Re: Divorce proposed by my wife
September 20, 2023 05:13PM
With most important transactions you are warned. There is a legal requirement to warn you. If you do spreadbetting it says most people lose.

With marriage as a wealthy man there is no warning and the loss potential in England is insane. There is probably no easier way to lose more than half your net worth. Just a move to England can cost you half your net worth or more.

And I don't think that many people are happy with losing their premarital assets. Most people don't have any or are similar to their partner. Also in my experience with intelligent people in London is that most people don't fully know the law.

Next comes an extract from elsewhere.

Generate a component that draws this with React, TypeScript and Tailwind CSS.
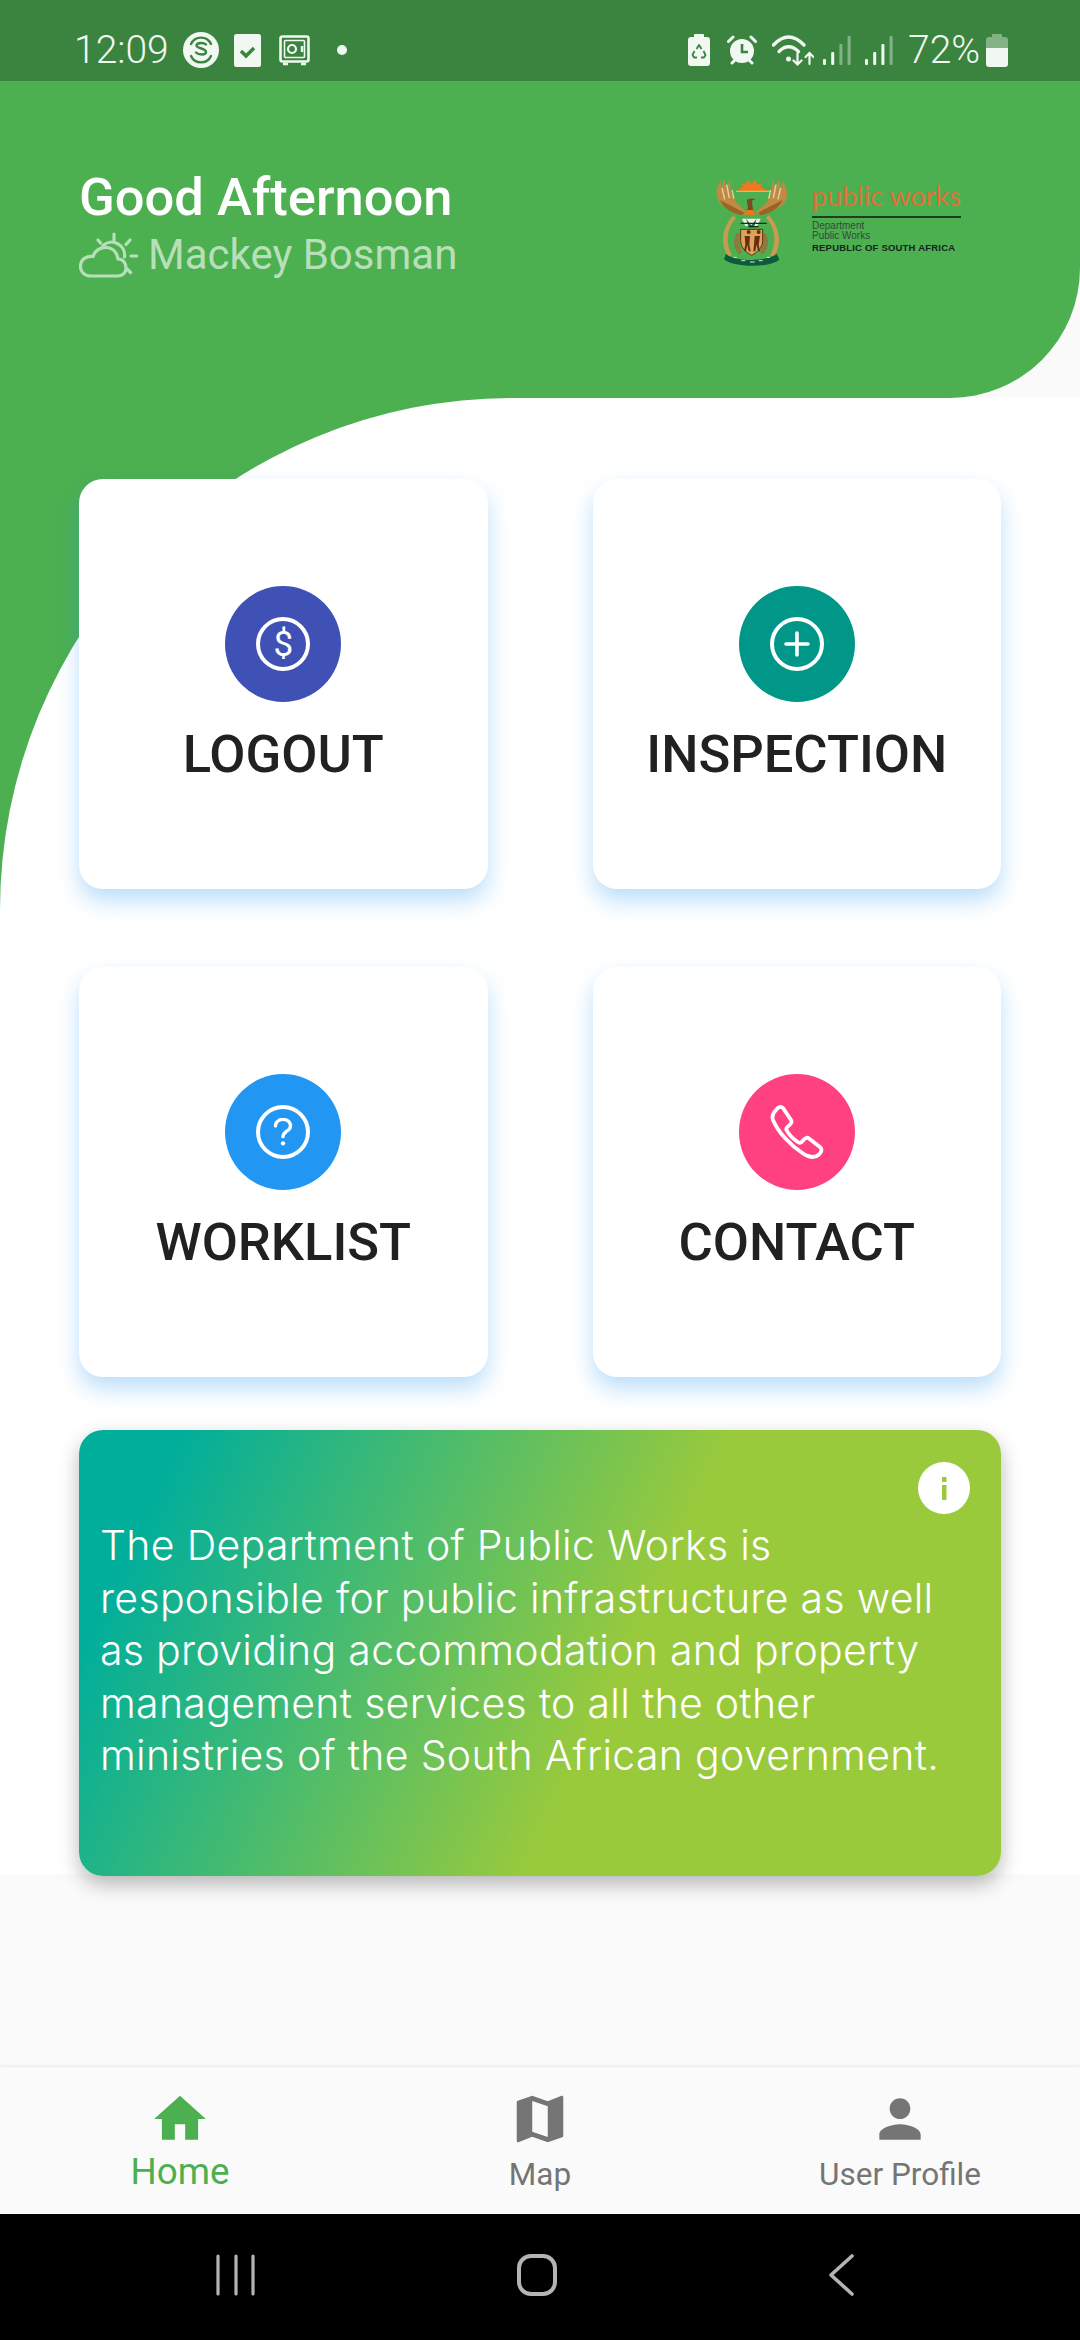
import React from "react";

const Ring = ({ children }: { children: React.ReactNode }) => (
  <div className="w-[54px] h-[54px] rounded-full border-[4.5px] border-white flex items-center justify-center">{children}</div>
);

const menu = [
  {
    label: "LOGOUT",
    bg: "bg-[#3f51b5]",
    icon: (
      <Ring>
        <span className="text-[35px] leading-none text-white">$</span>
      </Ring>
    ),
  },
  {
    label: "INSPECTION",
    bg: "bg-[#009688]",
    icon: (
      <Ring>
        <svg viewBox="0 0 30 30" className="w-[30px] h-[30px]" stroke="white" strokeWidth="3.6" strokeLinecap="round">
          <path d="M15 4v22M4 15h22" />
        </svg>
      </Ring>
    ),
  },
  {
    label: "WORKLIST",
    bg: "bg-[#2196f3]",
    icon: (
      <Ring>
        <svg viewBox="0 0 24 34" className="w-[20px] h-[29px]" fill="none" stroke="white" strokeWidth="4" strokeLinecap="round">
          <path d="M3 9a9 7.500 0 1 1 14 6c-3 2.500-5 3.500-5 7" />
          <circle cx="12" cy="30" r="2.600" fill="white" stroke="none" />
        </svg>
      </Ring>
    ),
  },
  {
    label: "CONTACT",
    bg: "bg-[#ff4081]",
    icon: (
      <svg viewBox="0 0 54 54" className="w-[54px] h-[54px]" fill="none" stroke="white" strokeWidth="3.800" strokeLinejoin="round">
        <path d="M6 5C8 2 11 1 13 3L21 15C22.500 17.500 21 19 19 20.500 17 22 15.500 23 16.500 25 19 30 24 34.500 28.500 37.500 30.500 38.800 32 37 33.500 35 35 33 37 32 39 33.500L50 42C52.500 44 51.500 47 49 49.500 45 53 39 52.500 33 48.500 20 40 8 27 3 15 1.500 11 3 8 6 5Z" />
      </svg>
    ),
  },
];

const infoLines = [
  "The Department of Public Works is",
  "responsible for public infrastructure as well",
  "as providing accommodation and property",
  "management services to all the other",
  "ministries of the South African government.",
];

const StatusLeft = () => (
  <div className="flex items-center">
    <span className="text-[39px] leading-none font-light w-[94px]">12:09</span>
    <svg viewBox="0 0 36 36" className="w-[36px] h-[36px] ml-[15px]">
      <circle cx="18" cy="18" r="18" fill="#f1f7f1" />
      <g fill="none" stroke="#3b8440" strokeWidth="2.400" strokeLinecap="round">
        <path d="M8 12a11 11 0 0 1 20 0" />
        <path d="M8 24a11 11 0 0 0 20 0" />
        <path d="M23 12.500c-2-2-9-2.500-9.500 1-.4 3 9.500 2.500 9.500 6.500 0 3.500-7.500 3-10 .5" />
      </g>
    </svg>
    <svg viewBox="0 0 27 33" className="w-[27px] h-[33px] ml-[15px]">
      <rect width="27" height="33" rx="2.500" fill="#f1f7f1" />
      <path d="M7 17l5 5 8-8" fill="none" stroke="#3b8440" strokeWidth="3.500" />
    </svg>
    <svg viewBox="0 0 31 31" className="w-[31px] h-[31px] ml-[18px]" fill="none" stroke="#f1f7f1">
      <rect x="1.500" y="1.500" width="28" height="25" rx="2" strokeWidth="2.600" />
      <rect x="5.500" y="5.500" width="20" height="17" rx="1" strokeWidth="1.600" />
      <circle cx="13" cy="14" r="4" strokeWidth="2.200" />
      <path d="M23 11v6" strokeWidth="2.400" />
      <path d="M4 29h5M22 29h5" strokeWidth="2.600" />
    </svg>
    <span className="w-[10px] h-[10px] rounded-full bg-[#f1f7f1] ml-[27px]" />
  </div>
);

const Signal = ({ solid }: { solid: number }) => (
  <svg viewBox="0 0 28 29" className="w-[28px] h-[29px]" fill="#f1f7f1">
    {[6, 13, 21, 29].map((h, i) => (
      <rect key={h} x={i * 8.2} y={29 - h} width="3" height={h} rx="1" opacity={i < solid ? 1 : 0.4} />
    ))}
  </svg>
);

const StatusRight = () => (
  <div className="flex items-center">
    <svg viewBox="0 0 22 32" className="w-[22px] h-[32px]">
      <path d="M7 0h8a1 1 0 0 1 1 1v2h3a3 3 0 0 1 3 3v23a3 3 0 0 1-3 3H3a3 3 0 0 1-3-3V6a3 3 0 0 1 3-3h3V1a1 1 0 0 1 1-1z" fill="#f1f7f1" />
      <g fill="none" stroke="#3b8440" strokeWidth="1.800" strokeLinejoin="round">
        <path d="M8.500 15l2.500-4 2.500 4" />
        <path d="M15.500 17l2 4-1.500 2.500h-3" />
        <path d="M9 23.500H6l-1.500-2.500 2-4" />
      </g>
    </svg>
    <svg viewBox="0 0 30 30" className="w-[30px] h-[30px] ml-[17px]">
      <circle cx="15" cy="16" r="12" fill="#f1f7f1" />
      <path d="M15 9v8h6" fill="none" stroke="#3b8440" strokeWidth="2.600" />
      <path d="M1.500 6.500L6 2M28.500 6.500L24 2M5 28l3-3M25 28l-3-3" stroke="#f1f7f1" strokeWidth="3" strokeLinecap="round" />
    </svg>
    <svg viewBox="0 0 42 31" className="w-[42px] h-[31px] ml-[15px]" fill="none" stroke="#f1f7f1" strokeWidth="3.300" strokeLinecap="round">
      <path d="M1.500 10Q16.500-6 32 10" />
      <path d="M7 16.500Q16.500 7 26.500 16.500" />
      <circle cx="16.500" cy="24" r="2.500" fill="#f1f7f1" stroke="none" />
      <path d="M25.500 18v11M21.500 25.500l4 4 4-4M37.500 29V18M33.500 22l4-4 4 4" strokeWidth="2.200" />
    </svg>
    <div className="ml-[9px]"><Signal solid={2} /></div>
    <div className="ml-[14px]"><Signal solid={3} /></div>
    <span className="text-[39px] leading-none font-light ml-[15px] w-[72px]">72%</span>
    <svg viewBox="0 0 22 33" className="w-[22px] h-[33px] ml-[6px]">
      <path d="M7 0h8a1 1 0 0 1 1 1v2h3a3 3 0 0 1 3 3v8H0V6a3 3 0 0 1 3-3h3V1a1 1 0 0 1 1-1z" fill="#f1f7f1" opacity="0.4" />
      <path d="M0 14h22v16a3 3 0 0 1-3 3H3a3 3 0 0 1-3-3z" fill="#f1f7f1" />
    </svg>
  </div>
);

const CloudSun = () => (
  <svg viewBox="0 0 59 46" className="w-[59px] h-[46px]" fill="none" stroke="#b7dfb9" strokeWidth="3.200" strokeLinecap="round">
    <path d="M12 44C4 44 1 38 1.500 33.500 2 27 8 23.500 14 24.500 16 18 22 15 28 15.500 34 16 38 21 39 27 44 27 47 31 47 36 47 41 43 44 39 44Z" />
    <path d="M24 13.500A13 13 0 0 1 45.500 25" />
    <path d="M35 2v6M19 8l2.500 3M51 8l-4 4.500M52 24h6M48 37l3.500 3.500" />
  </svg>
);

// rough drawing of the coat of arms, at the size it has in the header
const CoatOfArms = () => (
  <svg viewBox="0 0 300 300" className="w-[100px] h-[100px] shrink-0">
    <path d="M112 64L128 50 122 38 138 44 142 26 154 42 168 26 170 44 188 38 182 50 206 64Z" fill="#f2781f" />
    <path d="M108 62h104v4H108z" fill="#f8b04a" />
    <path d="M62 32l4 24 6-30 8 30 10-28 2 38 16 30 34 32-10 6C110 130 68 116 54 90c-8-20-4-42 8-58z" fill="#c08a45" />
    <path d="M246 32l-4 24-6-30-8 30-10-28-2 38-14 30-36 32 10 6c28-4 70-18 82-44 8-20 0-42-12-58z" fill="#c08a45" />
    <path d="M60 90l74 38-8 8C100 130 70 116 60 90zM248 90l-74 38 8 8c26-6 56-20 66-46z" fill="#9a6428" />
    <path d="M80 44l8 40M66 54l8 34M96 60l6 26M228 44l-8 40M242 54l-8 34M212 60l-6 26" stroke="#ecd2a4" strokeWidth="4" />
    <path d="M140 90c6-6 20-6 26-2l-10 4 2 22 6 18-28 4 8-24z" fill="#7d4a1c" />
    <path d="M140 120h20l6 16h-32z" fill="#e9781f" />
    <path d="M126 146h56l-10 22h-36z" fill="#eaf2ea" />
    <path d="M138 146l16 20 16-20-8 26h-16z" fill="#1e6b44" />
    <path d="M122 160h78M146 170h30" stroke="#1b2b1b" strokeWidth="4" />
    <path d="M100 136C66 170 58 226 86 262l10-6C76 222 78 176 108 144z" fill="#c99a52" />
    <path d="M206 136c34 34 42 90 14 126l-10-6c20-34 18-80-12-112z" fill="#c99a52" />
    <path d="M110 190c-14 24-8 48 8 64l8-8c-8-20-10-36-6-54zM196 190c14 24 8 48-8 64l-8-8c8-20 10-36 6-54z" fill="#8d7a3c" />
    <path d="M122 178h66v34c0 22-18 36-33 44-15-8-33-22-33-44z" fill="#dba45a" stroke="#5e3212" strokeWidth="3" />
    <path d="M140 186a6 6 0 1 1 0 .1zM170 186a6 6 0 1 1 0 .1zM134 198h16l-2 26 4 20h-6l-4-20-4 20h-6l4-20zM164 198h16l-4 26 4 20h-6l-4-20-4 20h-6l2-20z" fill="#6b2d12" />
    <path d="M78 252c30 24 120 24 152 0l8 16c-20 26-140 26-166 0z" fill="#0e5a3c" />
    <path d="M100 262h10M124 272h12M150 276h14M176 272h12M200 262h10" stroke="#d8e6d8" strokeWidth="3" />
  </svg>
);

const Logo = () => (
  <div className="flex pt-[89px] pr-[119px]">
    <CoatOfArms />
    <div className="ml-[12px] w-[149px] mt-[6px]">
      <div className="font-['Lato'] font-normal text-[27px] leading-[40px] text-[#df7238] whitespace-nowrap">public works</div>
      <div className="h-[1.500px] bg-[#1f3d22]" />
      <div className="mt-[3px] font-['Liberation_Sans'] text-[10px] leading-[10.500px] text-[#34493a]">Department</div>
      <div className="font-['Liberation_Sans'] text-[10px] leading-[10.500px] text-[#34493a]">Public Works</div>
      <div className="font-['Liberation_Sans'] font-bold text-[9.500px] leading-[11px] tracking-[0.2px] text-[#16241a] whitespace-nowrap">REPUBLIC OF SOUTH AFRICA</div>
    </div>
  </div>
);

const BottomNav = () => (
  <div className="mt-auto h-[147px] bg-[#fafafa] shadow-[0_-1px_3px_rgba(0,0,0,0.08)] flex relative">
    <div className="w-[360px] flex flex-col items-center pt-[21px] text-[#4caf50]">
      <svg viewBox="0 0 24 24" className="w-[62px] h-[62px]" fill="currentColor">
        <path d="M10 20v-6h4v6h5v-8h3L12 3 2 12h3v8z" />
      </svg>
      <span className="text-[36.750px] leading-[44px]">Home</span>
    </div>
    <div className="w-[360px] flex flex-col items-center pt-[21px] text-[#757575]">
      <svg viewBox="0 0 24 24" className="w-[62px] h-[62px]" fill="currentColor">
        <path d="M20.500 3l-.16.03L15 5.100 9 3 3.360 4.900c-.21.07-.36.25-.36.48V20.500c0 .28.22.5.5.5l.16-.03L9 18.900l6 2.100 5.640-1.900c.21-.07.36-.25.36-.48V3.500c0-.28-.22-.5-.5-.5zM15 19l-6-2.110V5l6 2.110V19z" />
      </svg>
      <span className="text-[31.500px] leading-[44px] mt-[3px]">Map</span>
    </div>
    <div className="w-[360px] flex flex-col items-center pt-[21px] text-[#757575]">
      <svg viewBox="0 0 24 24" className="w-[62px] h-[62px]" fill="currentColor">
        <path d="M12 12c2.210 0 4-1.790 4-4s-1.790-4-4-4-4 1.790-4 4 1.790 4 4 4zm0 2c-2.670 0-8 1.340-8 4v2h16v-2c0-2.660-5.330-4-8-4z" />
      </svg>
      <span className="text-[31.500px] leading-[44px] mt-[3px]">User Profile</span>
    </div>
  </div>
);

const SystemNav = () => (
  <div className="h-[126px] bg-black flex items-start pt-[40px] pl-[216px]">
    <svg viewBox="0 0 40 42" className="w-[40px] h-[42px]" stroke="#b4b4b4" strokeWidth="3.200" strokeLinecap="round">
      <path d="M2 2v38M20 2v38M37 2v38" />
    </svg>
    <svg viewBox="0 0 42 42" className="w-[42px] h-[42px] ml-[260px]" fill="none" stroke="#b4b4b4" strokeWidth="4">
      <rect x="3" y="2" width="36" height="38" rx="12" />
    </svg>
    <svg viewBox="0 0 26 42" className="w-[26px] h-[42px] ml-[270px]" fill="none" stroke="#b4b4b4" strokeWidth="3.600" strokeLinecap="round" strokeLinejoin="round">
      <path d="M24 2L3 21l21 19" />
    </svg>
  </div>
);

export default function App() {
  return (
    <div className="w-[1080px] h-[2340px] flex flex-col bg-[#fafafa] font-['Roboto',sans-serif] overflow-hidden">
      <div className="h-[81px] bg-[#3b8440] flex items-center justify-between pt-[19px] pl-[74px] pr-[72px] text-[#f1f7f1]">
        <StatusLeft />
        <StatusRight />
      </div>
      <div className="h-[317px] bg-[#4caf50] rounded-br-[130px] flex justify-between pl-[79px]">
        <div className="pt-[88px]">
          <div className="text-[52.500px] leading-[56px] font-medium text-white">Good Afternoon</div>
          <div className="flex items-end mt-[7px]">
            <CloudSun />
            <span className="ml-[10px] text-[42px] leading-[46px] text-[#b7dfb9]">Mackey Bosman</span>
          </div>
        </div>
        <Logo />
      </div>
      <div className="bg-[#4caf50]">
        <div className="h-[1476px] bg-white rounded-tl-[512px] px-[79px] pt-[81px]">
          <div className="grid grid-cols-2 gap-x-[105px] gap-y-[78px]">
            {menu.map((m) => (
              <div key={m.label} className="h-[410px] bg-white rounded-[24px] shadow-[0_12px_22px_rgba(33,150,243,0.3)] flex flex-col items-center pt-[107px]">
                <div className={`w-[116px] h-[116px] rounded-full flex items-center justify-center text-white ${m.bg}`}>{m.icon}</div>
                <div className="mt-[14px] text-[52.500px] leading-[76px] font-medium text-[#212121]">{m.label}</div>
              </div>
            ))}
          </div>
          <div className="mt-[53px] h-[446px] rounded-[24px] bg-[linear-gradient(115deg,#00ae9b_9%,#99ca3c_58%)] shadow-[0_8px_20px_rgba(0,0,0,0.28)] pl-[21px] pt-[32px] pr-[31px] text-white">
            <div className="flex justify-end">
              <svg viewBox="0 0 52 52" className="w-[52px] h-[52px]">
                <circle cx="26" cy="26" r="26" fill="white" />
                <rect x="24" y="15" width="4.500" height="5" fill="#99ca3c" />
                <rect x="24" y="23" width="4.500" height="15" fill="#99ca3c" />
              </svg>
            </div>
            <div className="mt-[5px] font-['Inter'] font-light text-[41px] tracking-[0.3px] leading-[52.500px] whitespace-nowrap">
              {infoLines.map((line) => (
                <div key={line}>{line}</div>
              ))}
            </div>
          </div>
        </div>
      </div>
      <BottomNav />
      <SystemNav />
    </div>
  );
}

They seem to think that the sensible rule of 5050 of post marriage asset only applies.
Re: Divorce proposed by my wife
September 21, 2023 11:40AM
>>They seem to think that the sensible rule of 5050 of post marriage asset only applies.<<

No. YOU think that. In my experience most people think assets should be divided equally. Of course, the actual position is much more nuanced than that but people can't be expected to know the details without seeking advice. In practice there are many reasons why it may be appropriate to divide assets unequally in any given case.

Your problem is that you don't seem to be able to get your head around the notion that English divorce law puts fairness above the rigid application of rules.

And, really, the notion that there should be some sort of mandatory warning for wealthy men of the consequences of marriage and subsequent divorce is laughable. It is not the state's business to protect your wealth. It is yours.
Re: Divorce proposed by my wife
September 22, 2023 02:02PM
For the record, I have deleted the last post by Randomer4040. I really can't see the point of a person endlessly repeating the same thing. I don't think it adds anything for anyone.

This forum is about English divorce law. It is not about what a foreign national living in the UK thinks about one aspect of English divorce law - which is basically that he should be allowed to keep what he says is 'his' in divorce.